This is the third post in the series ‘The Shape of Net Zero’.
The first post was The Shape of Net Zero (1): No Substitute. Its theme was that is really no substitute for fossil fuels, particularly crude oil. Fossil fuels are economical, safe, environmentally clean (particularly as compared to nuclear), energy dense, always available (dispatchable) and portable. They are also an irreplaceable source of hydrocarbons that are used as petrochemical feedstock. No other energy source possesses this combination of qualities.
Their disadvantages are that they are not renewable (hence the term ‘Peak Oil’) and, when burned, they generate greenhouse gases.
The second post was The Shape of Net Zero (2): Alternative Energy Sources. It reviewed the qualities of alternative energy sources, particularly solar and wind power. Although their use is rapidly growing, they lack some of the critical attributes of fossil fuels. In particular, they are non-dispatchable, i.e., the energy that these sources provide is not available when needed. Hence there is a need either for massive energy storage capability, or backup power provided by fossil fuels and nuclear fission. The conclusion is that renewable energy sources are not going to directly replace fossil fuels.
The posts in this series use the following sketch. It outlines the manner in which energy may be generated and used in a Net Zero world. For this particular post the box to do with oil refining has been highlighted.
The sketch shows crude oil entering a refinery. Leaving the refinery are four product streams:
- Hydrocarbons as a feedstock for the petrochemical and chemical industries..
- Direct products, such as lubricants.
- Fuels needed for specialized purposes.
- Fuels ranging from heavy streams such as Bunker ‘C’ through gasoline and diesel to aviation fuel.
Depending a wide range of factors such as the composition of the crude, the equipment in the refinery and customer demands, around 12-15% of the products leaving a refinery are used as petrochemical feedstocks. One of the streams shown in naphtha, one of the uses of which is as a petrochemical feedstock. It is often the material used to manufacture ethylene, which in turn is the base for a enormous range of chemicals.
Traditionally, a refinery’s primary purpose has been to create fuels such as gasoline, diesel and aviation fuel. Indeed, a refinery can be referred to as being a gasoline factory. (Generally the gasoline cut in crude oil is not high enough to meet market demands. Therefore many of the internal processes in the refinery are to do creating octanes out of both heavy and light streams in order to expand the size of the gasoline pool.)
In a Net Zero economy demand for these fuels will be drastically reduced, but the refinery will have to continue making them unless it goes through a radical and very expensive restructuring.
Refineries make products such as lubrication oils that are sold directly to the final customer.
The Scope of Change
One purpose for writing this series of posts is to show that Net Zero programs are much more complex than switching from one source of energy to another. Moreover, they are costly, and we have very little time for their implementation.

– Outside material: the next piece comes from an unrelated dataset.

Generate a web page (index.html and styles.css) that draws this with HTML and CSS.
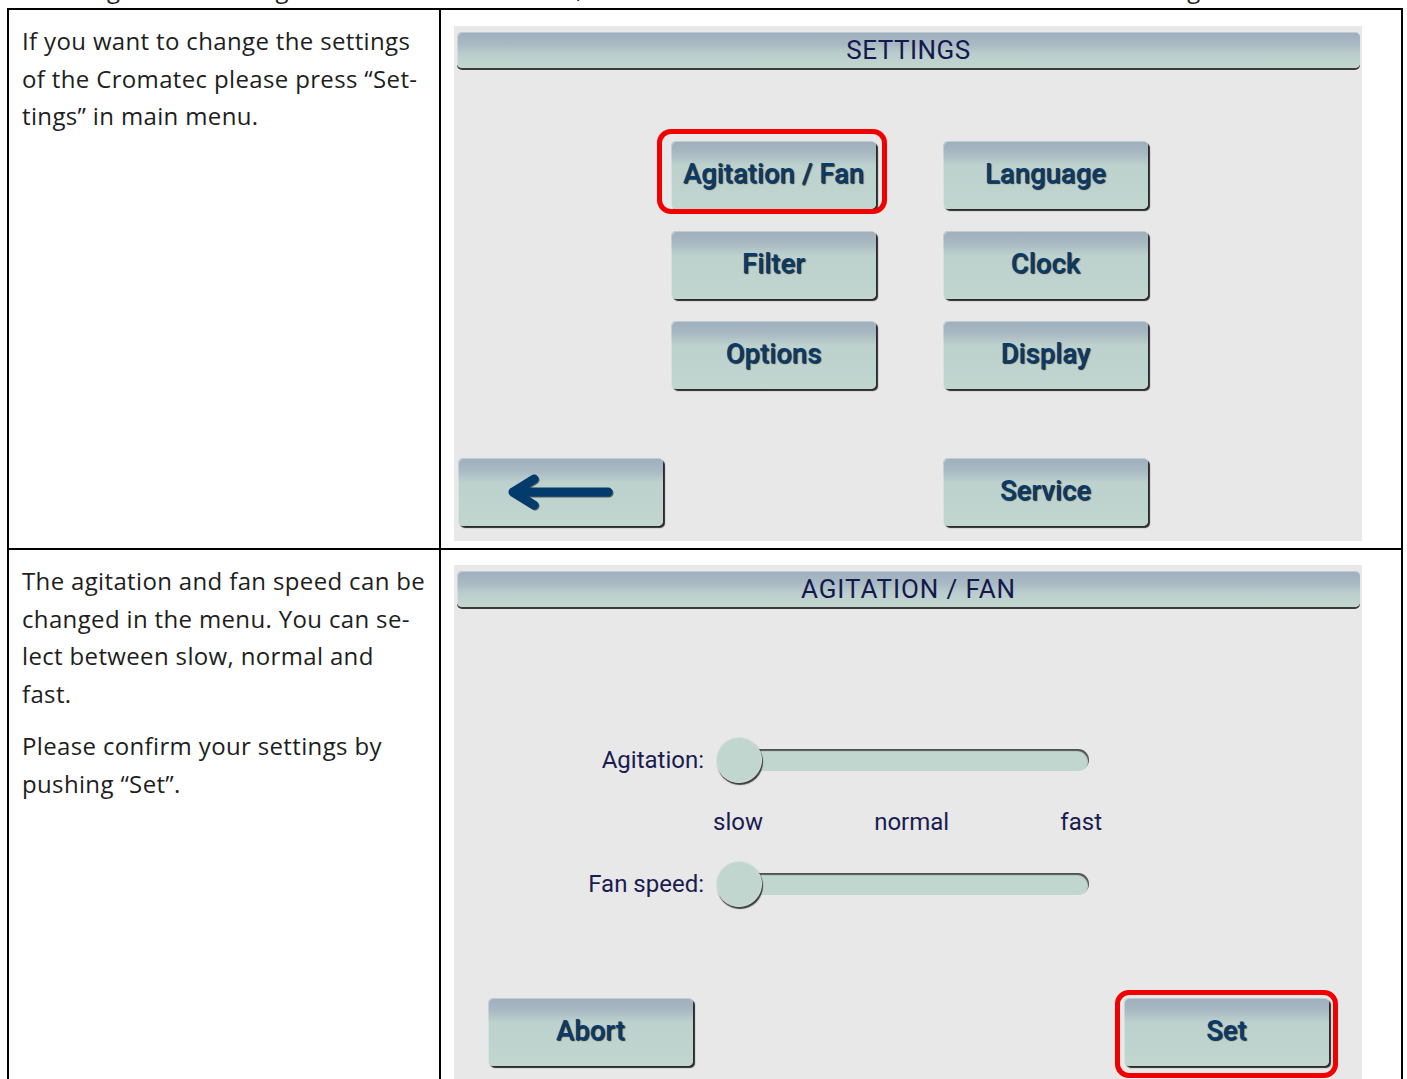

The thoughts presented in this post illustrate these points. If we are to convert society from fossil fuels to alternative sources of energy, a fundamental restructuring of the oil refining business will be called for. The scope of such a project is staggering.
Consider the following two images. The first is a highly simplified process sketch of a typical refinery.
The sketch gives just a hint as to the complexity of refinery operations.
The next image is a photograph of such a refinery. The idea of radically converting a facility such as this so as to continue to produce chemical feedstocks but not fuels takes one’s breath away. Moreover, if we are to pursue a ‘Net Zero by 2050’ goal, then this transformation has to take place in less than three decades.